A reitoria da Universidade Federal do Rio Grande do Sul (UFRGS) serviu de cenário, no começo da tarde desta segunda-feira, para uma sessão de fotos que seria impossível de realizar apenas uma década atrás.
Como parte das celebrações pelo Dia da Consciência Negra, cerca de 200 alunos, professores e funcionários afrodescendentes lotaram o pátio da instituição e posaram para os fotógrafos, com os punhos fechados no ar, mostrando que a UFRGS ganhou uma coloração diferente desde que as cotas raciais começaram a ser implantadas, em 2008.
— Nenhum cotista a menos! — entoaram os participantes, em uma referência à apuração que a universidade vem realizando sobre 334 de casos de estudantes supostamente brancos que se autodeclararam negros para ingressar nos cursos.
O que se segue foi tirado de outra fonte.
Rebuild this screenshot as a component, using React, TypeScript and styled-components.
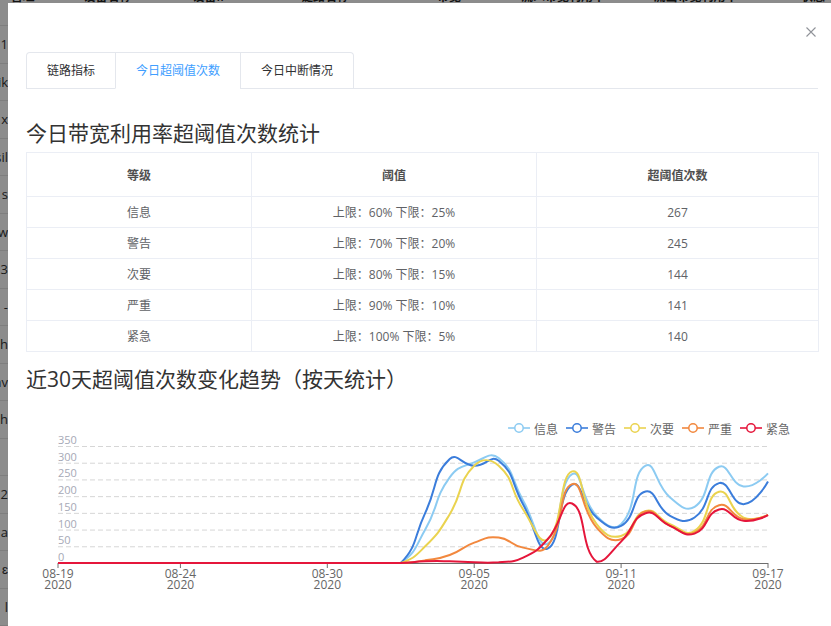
import React from 'react';
import styled, { createGlobalStyle } from 'styled-components';

const GlobalStyle = createGlobalStyle`
  html, body {
    margin: 0;
    padding: 0;
  }
  body {
    font-family: "Open Sans", "Noto Sans CJK SC", sans-serif;
    font-size: 12px;
    color: #606266;
  }
`;

const Page = styled.div`
  position: relative;
  width: 831px;
  height: 626px;
  overflow: hidden;
  background: #fff;
`;

// ---- page behind the modal ----

const BgHead = styled.div`
  display: flex;
  height: 26px;
  border-bottom: 1px solid #e6e6e6;
  box-sizing: border-box;
`;

const BgHeadCell = styled.div<{ $w: number }>`
  width: ${(p) => p.$w}px;
  flex: none;
  text-align: center;
  line-height: 12px;
  margin-top: -9px;
  color: #222;
  font-weight: 600;
  white-space: nowrap;
`;

const BgRow = styled.div`
  display: flex;
  align-items: center;
  height: 37.5px;
  border-bottom: 1px solid #e6e6e6;
  box-sizing: border-box;
`;

const BgCell = styled.div`
  width: 8px;
  overflow: hidden;
  display: flex;
  justify-content: flex-end;
  white-space: nowrap;
  font-size: 13px;
  color: #333;
`;

const Overlay = styled.div`
  position: absolute;
  inset: 0;
  background: rgba(0, 0, 0, 0.45);
`;

// ---- dialog ----

const Dialog = styled.div`
  position: absolute;
  left: 8px;
  top: 3px;
  width: 828px;
  bottom: -40px;
  background: #fff;
  box-sizing: border-box;
  padding: 49px 18px 0;
`;

const CloseButton = styled.button`
  position: absolute;
  right: 20px;
  top: 24px;
  width: 10px;
  height: 10px;
  padding: 0;
  border: none;
  background: none;
  display: flex;
  cursor: pointer;
`;

const TabHeader = styled.div`
  display: flex;
  border-bottom: 1px solid #e4e7ed;
`;

const TabNav = styled.div`
  display: flex;
  border: 1px solid #e4e7ed;
  border-bottom: none;
  border-radius: 4px 4px 0 0;
  margin-bottom: -1px;
`;

const Tab = styled.div<{ $active?: boolean }>`
  height: 35px;
  line-height: 35px;
  padding: 0 20px;
  font-size: 12px;
  color: ${(p) => (p.$active ? '#409eff' : '#303133')};
  border-bottom: 1px solid ${(p) => (p.$active ? '#fff' : 'transparent')};
  & + & {
    border-left: 1px solid #e4e7ed;
  }
`;

const SectionTitle = styled.h2<{ $top: number; $bottom: number }>`
  margin: ${(p) => p.$top}px 0 ${(p) => p.$bottom}px;
  font-size: 21px;
  line-height: 30px;
  font-weight: 400;
  color: #333;
  white-space: nowrap;
`;

const StatTable = styled.table`
  width: 100%;
  border-collapse: collapse;
  table-layout: fixed;
`;

const HeadCell = styled.th`
  height: 43px;
  padding: 0;
  border: 1px solid #ebeef5;
  font-size: 12px;
  font-weight: 600;
  color: #505050;
  text-align: center;
`;

const BodyCell = styled.td`
  height: 30px;
  padding: 0;
  border: 1px solid #ebeef5;
  font-size: 12px;
  color: #606266;
  text-align: center;
`;

const ChartBox = styled.div`
  margin-top: 7px;
  height: 240px;
`;

// ---- data ----

const bgHead = [
  { w: 45, t: '管理' },
  { w: 125, t: '设备名称' },
  { w: 80, t: '设备IP' },
  { w: 150, t: '链路名称' },
  { w: 98, t: '带宽' },
  { w: 130, t: '流入带宽利用率' },
  { w: 135, t: '流出带宽利用率' },
  { w: 100, t: '状态' },
];

const bgRows = ['1', 'sik', 'x', 'sil', 's', 'w', '3', '-', 'h', 'hv', 'h', '', '12', 'a', 'ɛ', 'l'];

const levels = [
  { name: '信息', range: '上限：60% 下限：25%', count: 267 },
  { name: '警告', range: '上限：70% 下限：20%', count: 245 },
  { name: '次要', range: '上限：80% 下限：15%', count: 144 },
  { name: '严重', range: '上限：90% 下限：10%', count: 141 },
  { name: '紧急', range: '上限：100% 下限：5%', count: 140 },
];

const zeros = Array(15).fill(0);

const series = [
  {
    name: '信息',
    color: '#8ccbf2',
    data: [...zeros, 100, 256, 301, 314, 186, 58, 266, 141, 116, 291, 196, 168, 288, 229, 268],
  },
  {
    name: '警告',
    color: '#3b7ddb',
    data: [...zeros, 150, 311, 291, 306, 175, 43, 234, 136, 111, 214, 141, 136, 239, 176, 244],
  },
  {
    name: '次要',
    color: '#ead34f',
    data: [...zeros, 50, 146, 291, 291, 160, 71, 274, 116, 81, 156, 116, 96, 213, 136, 144],
  },
  {
    name: '严重',
    color: '#f2883e',
    data: [...zeros, 8, 24, 61, 76, 46, 51, 236, 106, 71, 154, 111, 91, 173, 131, 144],
  },
  {
    name: '紧急',
    color: '#e5163b',
    data: [...zeros, 5, 5, 2, 2, 16, 71, 178, 4, 64, 149, 111, 88, 160, 126, 143],
  },
];

const xLabels: Record<number, string> = {
  0: '08-19',
  5: '08-24',
  11: '08-30',
  17: '09-05',
  23: '09-11',
  29: '09-17',
};

const W = 792;
const GRID_L = 32;
const GRID_R = 742;
const Y0 = 162;
const Y_TOP = 45;
const MAX = 350;

const px = (i: number) => GRID_L + ((GRID_R - GRID_L) / 29) * i;
const py = (v: number) => Y0 - ((Y0 - Y_TOP) / MAX) * v;

// echarts-like smooth line, control points kept inside the plot
function smoothPath(values: number[], smooth = 0.5) {
  const pts = values.map((v, i) => ({ x: px(i), y: py(v) }));
  const clampY = (y: number) => Math.min(Y0, Math.max(Y_TOP - 10, y));
  let d = `M${pts[0].x.toFixed(2)},${pts[0].y.toFixed(2)}`;
  let cp0x = pts[0].x;
  let cp0y = pts[0].y;
  for (let i = 0; i < pts.length - 1; i++) {
    const p = pts[i + 1];
    let cp1x = p.x;
    let cp1y = p.y;
    let nx = p.x;
    let ny = p.y;
    if (i + 2 < pts.length) {
      const prev = pts[i];
      const next = pts[i + 2];
      const vx = next.x - prev.x;
      const vy = next.y - prev.y;
      const l0 = Math.hypot(p.x - prev.x, p.y - prev.y);
      const l1 = Math.hypot(next.x - p.x, next.y - p.y);
      const r = l1 / (l0 + l1);
      cp1x = p.x - vx * smooth * (1 - r);
      cp1y = clampY(p.y - vy * smooth * (1 - r));
      nx = p.x + vx * smooth * r;
      ny = clampY(p.y + vy * smooth * r);
    }
    d += ` C${cp0x.toFixed(2)},${cp0y.toFixed(2)} ${cp1x.toFixed(2)},${cp1y.toFixed(2)} ${p.x.toFixed(2)},${p.y.toFixed(2)}`;
    cp0x = nx;
    cp0y = ny;
  }
  return d;
}

function TrendChart() {
  const ticks = [0, 50, 100, 150, 200, 250, 300, 350];
  return (
    <svg width={W} height={240} viewBox={`0 0 ${W} 240`}>
      {series.map((s, i) => {
        const cx = 493 + i * 58;
        return (
          <g key={s.name}>
            <line x1={cx - 11} y1={27} x2={cx + 11} y2={27} stroke={s.color} strokeWidth={1.6} />
            <circle cx={cx} cy={27} r={4.2} fill="#fff" stroke={s.color} strokeWidth={1.5} />
            <text
              x={cx + 15}
              y={27}
              fontSize={12}
              fill="#666"
              dominantBaseline="central"
              fontFamily='"Noto Sans CJK SC", sans-serif'
            >
              {s.name}
            </text>
          </g>
        );
      })}

      {ticks.map((t) => (
        <g key={t}>
          {t > 0 && (
            <line
              x1={GRID_L}
              x2={GRID_R}
              y1={py(t) + 0.5}
              y2={py(t) + 0.5}
              stroke="#d6d6d6"
              strokeDasharray="5 3"
            />
          )}
          <text x={GRID_L} y={py(t) - 2} fontSize={11} fill="#a6a9b6" fontFamily='"Open Sans", sans-serif'>
            {t}
          </text>
        </g>
      ))}

      <line x1={GRID_L} x2={GRID_R} y1={Y0 + 0.5} y2={Y0 + 0.5} stroke="#6e6e6e" />
      {Object.entries(xLabels).map(([k, label]) => {
        const x = px(Number(k));
        return (
          <g key={k}>
            <line x1={x} x2={x} y1={Y0} y2={Y0 + 5} stroke="#6e6e6e" />
            <text x={x} y={177} fontSize={12} fill="#666" textAnchor="middle" fontFamily='"Open Sans", sans-serif'>
              {label}
            </text>
            <text x={x} y={188} fontSize={12} fill="#666" textAnchor="middle" fontFamily='"Open Sans", sans-serif'>
              2020
            </text>
          </g>
        );
      })}

      {series.map((s) => (
        <path
          key={s.name}
          d={smoothPath(s.data)}
          fill="none"
          stroke={s.color}
          strokeWidth={2}
          strokeLinejoin="round"
        />
      ))}
    </svg>
  );
}

export default function App() {
  return (
    <Page>
      <GlobalStyle />
      <BgHead>
        {bgHead.map((c) => (
          <BgHeadCell key={c.t} $w={c.w}>
            {c.t}
          </BgHeadCell>
        ))}
      </BgHead>
      {bgRows.map((t, i) => (
        <BgRow key={i}>
          <BgCell>{t}</BgCell>
        </BgRow>
      ))}
      <Overlay />

      <Dialog>
        <CloseButton aria-label="关闭">
          <svg width="10" height="10" viewBox="0 0 10 10">
            <path d="M0.5 0.5 L9.5 9.5 M9.5 0.5 L0.5 9.5" stroke="#909399" strokeWidth="1.1" />
          </svg>
        </CloseButton>

        <TabHeader>
          <TabNav>
            <Tab>链路指标</Tab>
            <Tab $active>今日超阈值次数</Tab>
            <Tab>今日中断情况</Tab>
          </TabNav>
        </TabHeader>

        <SectionTitle $top={29} $bottom={4}>今日带宽利用率超阈值次数统计</SectionTitle>
        <StatTable>
          <colgroup>
            <col style={{ width: 225 }} />
            <col style={{ width: 285 }} />
            <col style={{ width: 282 }} />
          </colgroup>
          <thead>
            <tr>
              <HeadCell>等级</HeadCell>
              <HeadCell>阈值</HeadCell>
              <HeadCell>超阈值次数</HeadCell>
            </tr>
          </thead>
          <tbody>
            {levels.map((l) => (
              <tr key={l.name}>
                <BodyCell>{l.name}</BodyCell>
                <BodyCell>{l.range}</BodyCell>
                <BodyCell>{l.count}</BodyCell>
              </tr>
            ))}
          </tbody>
        </StatTable>

        <SectionTitle $top={12} $bottom={0}>近30天超阈值次数变化趋势（按天统计）</SectionTitle>
        <ChartBox>
          <TrendChart />
        </ChartBox>
      </Dialog>
    </Page>
  );
}
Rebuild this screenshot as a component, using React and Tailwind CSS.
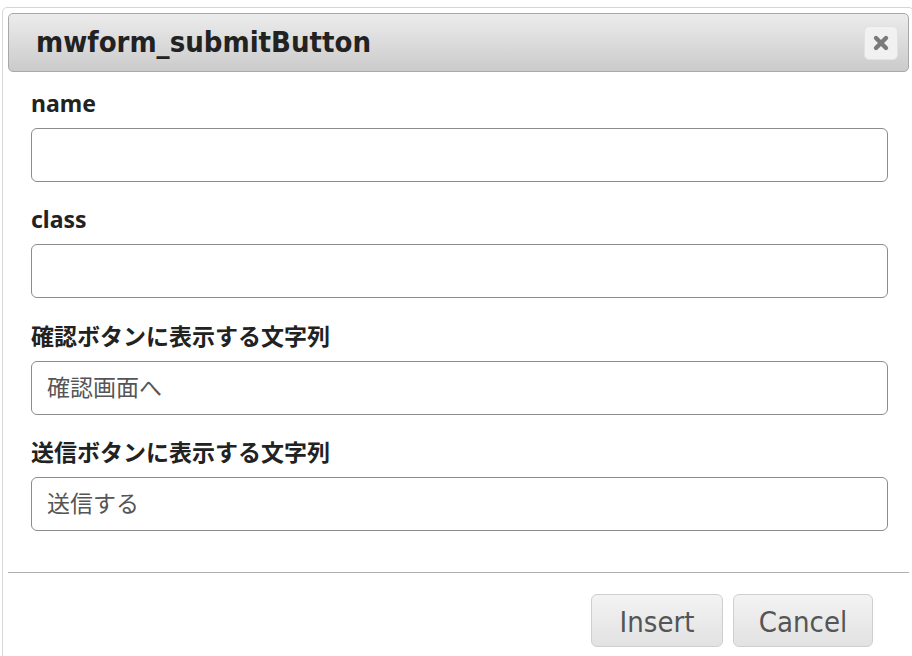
import React from "react";

function Field({ label, value, className = "" }) {
  return (
    <div className={"flex flex-col " + className}>
      <div
        className="h-[26px] leading-[26px] text-[23px] font-bold text-[#222]"
        style={{ fontFamily: '"Noto Sans", "Noto Sans CJK JP", sans-serif' }}
      >
        {label}
      </div>
      <div className="mt-[12px] h-[54px] w-[857px] rounded-[6px] border border-[#8c8c8c] bg-white flex items-center px-[15px] pb-[3px]">
        <span
          className="text-[23px] text-[#555]"
          style={{ fontFamily: '"Noto Sans CJK JP", "Noto Sans", sans-serif' }}
        >
          {value}
        </span>
      </div>
    </div>
  );
}

export default function App() {
  return (
    <div className="w-[912px] h-[656px] bg-white overflow-hidden pt-[7px] pl-[2px]">
      <div className="w-[912px] h-[700px] rounded-[5px] border border-[#d6d6d6] bg-white p-[5px]">
        {/* header */}
        <div className="h-[59px] w-[901px] rounded-[5px] border border-[#a8a8a8] bg-gradient-to-b from-[#ececec] to-[#cbcbcb] flex items-center justify-between pl-[27px] pr-[10px]">
          <span
            className="text-[29px] font-bold text-[#222] font-stretch-condensed"
            style={{ fontFamily: '"DejaVu Sans", sans-serif' }}
          >
            mwform_submitButton
          </span>
          <div className="w-[34px] h-[34px] rounded-[5px] bg-[#f1f1f1] border border-[#e2e2e2] flex items-center justify-center">
            <svg width="18" height="18" viewBox="0 0 18 18">
              <path d="M4 4 L14 14 M14 4 L4 14" stroke="#7a7a7a" strokeWidth="4.4" strokeLinecap="round" />
            </svg>
          </div>
        </div>
        {/* body */}
        <div className="pl-[23px] pt-[18px] flex flex-col">
          <Field label="name" value="" />
          <Field label="class" value="" className="mt-[24px]" />
          <Field label="確認ボタンに表示する文字列" value="確認画面へ" className="mt-[25px]" />
          <Field label="送信ボタンに表示する文字列" value="送信する" className="mt-[24px]" />
        </div>
        <div className="mt-[41px] h-px w-[901px] bg-[#b0b0b0]" />
        <div className="flex justify-end gap-[10px] pt-[21px] pr-[35px]">
          <button
            className="h-[53px] w-[132px] rounded-[6px] border border-[#cfcfcf] bg-gradient-to-b from-[#f3f3f3] to-[#e2e2e2] text-[29px] text-[#555] font-stretch-condensed pt-[4px]"
            style={{ fontFamily: '"DejaVu Sans", sans-serif' }}
          >
            Insert
          </button>
          <button
            className="h-[53px] w-[140px] rounded-[6px] border border-[#cfcfcf] bg-gradient-to-b from-[#f3f3f3] to-[#e2e2e2] text-[29px] text-[#555] font-stretch-condensed pt-[4px]"
            style={{ fontFamily: '"DejaVu Sans", sans-serif' }}
          >
            Cancel
          </button>
        </div>
      </div>
    </div>
  );
}
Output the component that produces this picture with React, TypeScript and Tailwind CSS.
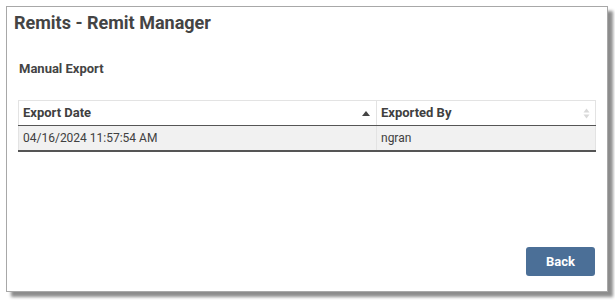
const rows = [{ date: '04/16/2024 11:57:54 AM', by: 'ngran' }];

const SortBoth = () => (
   <svg width="7" height="11" viewBox="0 0 7 11" className="shrink-0">
      <path d="M3.5 0.5 L6.5 4.5 L0.5 4.5 Z" fill="#d9d9d9" />
      <path d="M3.5 10.5 L6.5 6.5 L0.5 6.5 Z" fill="#d9d9d9" />
   </svg>
);

const SortAsc = () => (
   <svg width="8" height="5" viewBox="0 0 8 5" className="shrink-0">
      <path d="M4 0 L8 5 L0 5 Z" fill="#444" />
   </svg>
);

const App = () => {
   return (
      <div className="h-[300px] w-[615px] bg-white pl-[6px] pt-[6px] font-['Roboto',sans-serif] text-[#404040]">
         <div className="flex h-[286px] w-[602px] flex-col border border-[#a8a8a8] bg-white shadow-[5px_5px_3px_rgba(0,0,0,0.45)]">
            <h1 className="pl-[7px] pt-[4px] text-[18px] leading-[24px] font-bold text-[#444]">
               Remits - Remit Manager
            </h1>
            <h2 className="pl-[12px] pt-[26px] text-[13px] leading-[16px] font-bold text-[#444]">
               Manual Export
            </h2>
            <div className="mt-[23px] ml-[11px] w-[578px] text-[12px]">
               <div className="flex h-[25px] border-t border-r border-l border-[#e3e3e3]">
                  <div className="flex flex-1 items-center justify-between border-r border-[#e3e3e3] pr-[6px] pl-[4px] text-[13px] font-bold">
                     <span>Export Date</span>
                     <SortAsc />
                  </div>
                  <div className="flex w-[218px] items-center justify-between pr-[5px] pl-[4px] text-[13px] font-bold">
                     <span>Exported By</span>
                     <SortBoth />
                  </div>
               </div>
               <div className="h-px bg-[#555]" />
               {rows.map(r => (
                  <div key={r.date} className="flex h-[24px] border-r border-l border-[#e3e3e3] bg-[#f1f1f1]">
                     <div className="flex flex-1 items-center border-r border-[#e3e3e3] pl-[4px]">{r.date}</div>
                     <div className="flex w-[218px] items-center pl-[4px]">{r.by}</div>
                  </div>
               ))}
               <div className="h-[2px] bg-[#555]" />
            </div>
            <div className="mt-auto flex justify-end pr-[12px] pb-[15px]">
               <button className="h-[29px] w-[69px] rounded-[3px] bg-[#4b6f97] text-[13px] font-bold text-white">
                  Back
               </button>
            </div>
         </div>
      </div>
   );
};

export default App;
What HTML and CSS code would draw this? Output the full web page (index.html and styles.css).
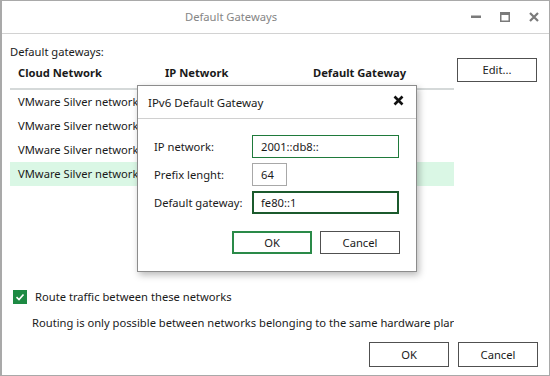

A expectativa dos organizadores era reunir 100 pessoas, mas a meta foi superada com folga. Estudantes do Colégio de Aplicação e da Faculdade de Agronomia, que ficam na zona leste da cidade, a mais de 10 quilômetros de distância, locaram ônibus para comparecer. A futura agrônoma Daisy Peres Godoy, 22 anos, aluna de sétimo semestre, considerou "muito importante" participar:
— Meu curso é elitista, conservador e preconceituoso. É formado por filhos de fazendeiros, a maioria deles vindos de famílias alemãs e italianas, sem presença da cultura negra na sua realidade. Em algumas disciplinas, sou a única negra em uma turma de 60 alunos. Precisamos mostrar que estamos presentes e somos capazes de estar em uma universidade pública de qualidade, e não nos papéis que são determinados para nós.
A iniciativa, batizada de "Sim, representatividade importa!", faz parte da programação do Novembro Negro na UFRGS, organizado por diferentes grupos e unidades da instituição para "fortalecer a luta diária pela igualdade étnico-racial". Uma das idealizadoras e organizadoras da foto, a estudante de Ciências Sociais Morghana Benevenuto Almeida, 19 anos, não escondia o seu orgulho com a mobilização. Depois de ser aclamada ao dizer, ao megafone, que "a negrada da UFRGS não cabe numa foto", a aluna revelou sua emoção a Zero Hora:
— Fico até sem palavras. Acho que essa foto significa mais do que representatividade, significa resistência. Ela mostra que depois das cotas houve um aumento significativo na quantidade de negros, mas ainda é preciso lutar por mais.
A funcionária da universidade Adriana Alves, de 43 anos, viu na reunião uma "demonstração de força":
— Como servidora, não me sinto ameaçada, mas vejo que existe discriminação muito grande, especialmente entre alunos. Essa mobilização é o ápice do que queremos ser, mostra que estamos representados na UFGRS e que precisamos ter visibilidade maior.
Entre os presentes estava a ativista Eliane Almeida de Souza, 47 anos, que se apresentou como a primeira pessoa negra da Lomba do Pinheiro a obter um título de doutor na UFRGS — ela doutorou-se em educação. Eliane também participou do processo de implantação das cotas na instituição. Para ela, o acesso do negro ao ensino superior é essencial para sua ascensão na sociedade brasileira.
— Só conseguiremos isso via educação. Esta foto coletiva mostra o quanto as cotas são importantes para o acesso e a permanência do povo negro.
Um dos cotistas presentes era João Francisco Alves Dias, 56 anos, aluno do 6º semestre de Psicologia. Depois de se aposentar da Polícia Civil, em 2014, ele conseguiu realizar o sonho de ingressar na universidade pública (já tinha uma graduação em Administração em uma faculdade do interior do Paraná) graças ao sistema de reserva de vagas para negros.
— Para nós, tudo é emblemático. Esta foto é emblemática. Vivemos um processo difícil, mas estamos conquistando nosso espaço a cada dia. Antes éramos 1%, mas agora temos quantidade suficiente para começarmos a nos expor.